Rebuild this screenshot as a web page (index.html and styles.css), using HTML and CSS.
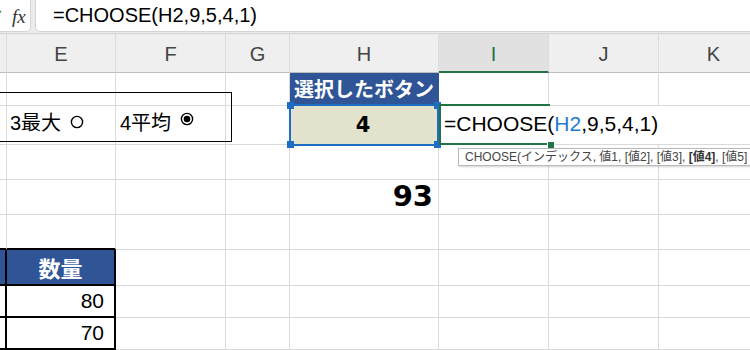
FILE: index.html
```
<!DOCTYPE html>
<html lang="ja">
<head>
<meta charset="utf-8">
<title>CHOOSE</title>
<link rel="stylesheet" href="styles.css">
</head>
<body>
<div class="app">
  <div class="fbar">
    <div class="fxbox">
      <svg class="check" width="14" height="12" viewBox="0 0 14 12"><path d="M1 6 L5 10 L13 1" fill="none" stroke="#3a9a3a" stroke-width="1.6"/></svg>
      <span class="fx">fx</span>
    </div>
    <div class="formula">=CHOOSE(H2,9,5,4,1)</div>
  </div>
  <div class="sheet">
    <div class="grid">
      <div class="ch"></div><div class="ch">E</div><div class="ch">F</div><div class="ch">G</div><div class="ch">H</div><div class="ch active">I</div><div class="ch">J</div><div class="ch">K</div>

      <div class="c"></div><div class="c"></div><div class="c"></div><div class="c"></div><div class="c hd">選択したボタン</div><div class="c"></div><div class="c"></div><div class="c"></div>

      <div class="c"></div><div class="c"></div><div class="c"></div><div class="c"></div><div class="c val">4</div><div class="c"></div><div class="c"></div><div class="c"></div>

      <div class="c"></div><div class="c"></div><div class="c"></div><div class="c"></div><div class="c"></div><div class="c"></div><div class="c"></div><div class="c"></div>

      <div class="c"></div><div class="c"></div><div class="c"></div><div class="c"></div><div class="c big">93</div><div class="c"></div><div class="c"></div><div class="c"></div>

      <div class="c bb"></div><div class="c bb"></div><div class="c"></div><div class="c"></div><div class="c"></div><div class="c"></div><div class="c"></div><div class="c"></div>

      <div class="c th tb"></div><div class="c th tb">数量</div><div class="c"></div><div class="c"></div><div class="c"></div><div class="c"></div><div class="c"></div><div class="c"></div>

      <div class="c tb"></div><div class="c tb num">80</div><div class="c"></div><div class="c"></div><div class="c"></div><div class="c"></div><div class="c"></div><div class="c"></div>

      <div class="c tb"></div><div class="c tb num">70</div><div class="c"></div><div class="c"></div><div class="c"></div><div class="c"></div><div class="c"></div><div class="c"></div>
    </div>

    <div class="groupbox">
      <div class="opt">
        <span class="lbl">3最大</span>
        <svg class="radio r1" width="14" height="14" viewBox="0 0 14 14"><circle cx="7" cy="7" r="5.6" fill="#fff" stroke="#000" stroke-width="1.4"/></svg>
      </div>
      <div class="opt">
        <span class="lbl">4平均</span>
        <svg class="radio r2" width="14" height="14" viewBox="0 0 14 14"><circle cx="7" cy="7" r="5.6" fill="#fff" stroke="#000" stroke-width="1.4"/><circle cx="7" cy="7" r="3.3" fill="#000"/></svg>
      </div>
    </div>

    <div class="refsel">
      <span class="hdl tl"></span><span class="hdl tr"></span><span class="hdl bl"></span><span class="hdl br"></span>
    </div>

    <div class="editor">=CHOOSE(<span class="ref">H2</span>,9,5,4,1)</div>

    <div class="tip">CHOOSE(インデックス, 値1, [値2], [値3], <b>[値4]</b>, [値5]</div>
  </div>
</div>
</body>
</html>
```
FILE: styles.css
```
html, body {
  margin: 0;
  padding: 0;
  background: #fff;
}
body {
  font-family: "Liberation Sans", "Noto Sans CJK JP", sans-serif;
  color: #000;
}
.app {
  width: 750px;
  height: 350px;
  overflow: hidden;
  position: relative;
}

/* formula bar */
.fbar {
  display: flex;
  gap: 4px;
  height: 34px;
  box-sizing: border-box;
  background: #ececec;
  border-bottom: 1px solid #d2d2d2;
  padding-bottom: 1px;
}
.fxbox {
  width: 31px;
  flex: none;
  background: #fff;
  border: 1px solid #d4d4d4;
  border-top: 0;
  border-left: 0;
  border-radius: 0 0 5px 0;
  display: flex;
  align-items: center;
  box-sizing: border-box;
}
.check {
  margin-left: -12px;
  flex: none;
}
.fx {
  margin-left: 10px;
  font-family: "Liberation Serif", serif;
  font-style: italic;
  font-size: 19px;
  color: #333;
  line-height: 1;
  margin-top: 1px;
}
.formula {
  flex: 1;
  background: #fff;
  border: 1px solid #d4d4d4;
  border-top: 0;
  border-right: 0;
  border-radius: 0 0 0 5px;
  font-size: 20px;
  line-height: 31px;
  padding-left: 17px;
  white-space: nowrap;
}

/* sheet */
.sheet {
  position: relative;
}
.grid {
  display: grid;
  grid-template-columns: 7px 109px 110px 64px 149px 110px 110px 110px;
  grid-template-rows: 39px 33px 39px 35px 35px 35px 36px 32px 32px;
  width: 769px;
}
.ch {
  background: #efefef;
  border-right: 1px solid #dcdcdc;
  border-bottom: 1px solid #bdbdbd;
  box-sizing: border-box;
  display: flex;
  align-items: center;
  justify-content: center;
  font-size: 20px;
  color: #444;
  padding-top: 3px;
}
.ch.active {
  background: #e1e1e1;
  color: #217346;
  border-bottom: 2px solid #217346;
}
.c {
  border-right: 1px solid #dadada;
  border-bottom: 1px solid #dadada;
  box-sizing: border-box;
  display: flex;
  align-items: center;
  white-space: nowrap;
}
.hd {
  background: #2f5597;
  border-color: #2f5597;
  color: #fff;
  font-family: "Noto Sans CJK JP", sans-serif;
  font-weight: bold;
  font-size: 20px;
  justify-content: center;
  line-height: 1;
}
.val {
  background: #e3e2cc;
  justify-content: center;
  font-family: "DejaVu Sans", sans-serif;
  font-weight: bold;
  font-size: 21px;
  padding-right: 2px;
}
.big {
  justify-content: flex-end;
  padding-right: 5px;
  font-family: "DejaVu Sans", sans-serif;
  font-weight: bold;
  font-size: 29px;
  padding-bottom: 3px;
}
.bb {
  border-bottom: 2px solid #000;
}
.tb {
  border-right: 2px solid #000;
  border-bottom: 2px solid #000;
}
.th {
  background: #2f5597;
  color: #fff;
  font-family: "Noto Sans CJK JP", sans-serif;
  font-weight: bold;
  font-size: 22px;
  justify-content: center;
  line-height: 1;
}
.num {
  justify-content: flex-end;
  padding-right: 10px;
  font-size: 21px;
}

/* option group box (form control over the cells) */
.groupbox {
  position: absolute;
  left: -10px;
  top: 58px;
  width: 242px;
  height: 50px;
  box-sizing: border-box;
  border: 1.5px solid #000;
  display: flex;
  padding-left: 19px;
  padding-top: 20px;
}
.opt {
  width: 110px;
  display: flex;
  align-items: flex-start;
  gap: 9px;
}
.lbl {
  font-family: "Liberation Sans", "Noto Sans CJK JP", sans-serif;
  font-size: 20px;
  line-height: 20px;
}
.radio {
  flex: none;
}
.r1 { margin-top: 2px; }
.r2 { margin-top: -1px; }

/* reference highlight around H2 */
.refsel {
  position: absolute;
  left: 289px;
  top: 70px;
  width: 150px;
  height: 42px;
  box-sizing: border-box;
  border: 2px solid #1b6ec2;
}
.hdl {
  position: absolute;
  width: 7px;
  height: 7px;
  background: #1b6ec2;
}
.hdl.tl { left: -4px; top: -4px; }
.hdl.tr { right: -4px; top: -4px; }
.hdl.bl { left: -4px; bottom: -4px; }
.hdl.br { right: -4px; bottom: -4px; }

/* in-cell editor in I2 */
.editor {
  position: absolute;
  left: 439px;
  top: 72px;
  width: 311px;
  height: 38px;
  background: #fff;
  box-sizing: border-box;
  padding-left: 5px;
  font-size: 21px;
  line-height: 36px;
  white-space: nowrap;
}
.editor::before {
  content: "";
  position: absolute;
  left: 0;
  top: -2px;
  width: 111px;
  height: 41px;
  box-sizing: border-box;
  border: 2px solid #217346;
  border-right: 0;
}
.editor::after {
  content: "";
  position: absolute;
  left: 108px;
  top: 35px;
  width: 6px;
  height: 6px;
  background: #217346;
  border: 1px solid #fff;
}
.ref {
  color: #1f7ad0;
}

/* function tooltip */
.tip {
  position: absolute;
  left: 458px;
  top: 114px;
  height: 18px;
  box-sizing: border-box;
  background: #fff;
  border: 1px solid #b9b9b9;
  box-shadow: 1px 1px 2px rgba(0, 0, 0, 0.18);
  padding: 0 6px;
  font-size: 12px;
  line-height: 16px;
  color: #444;
  white-space: nowrap;
}
.tip b {
  color: #333;
}
```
□ □ □ □
--- Problem statement ---
Extract all lines containing the word "styles".

--- Solution for this problem ---
Rebuild this screenshot as a web page (index.html and styles.css), using HTML and CSS.
<link rel="stylesheet" href="styles.css">
FILE: styles.css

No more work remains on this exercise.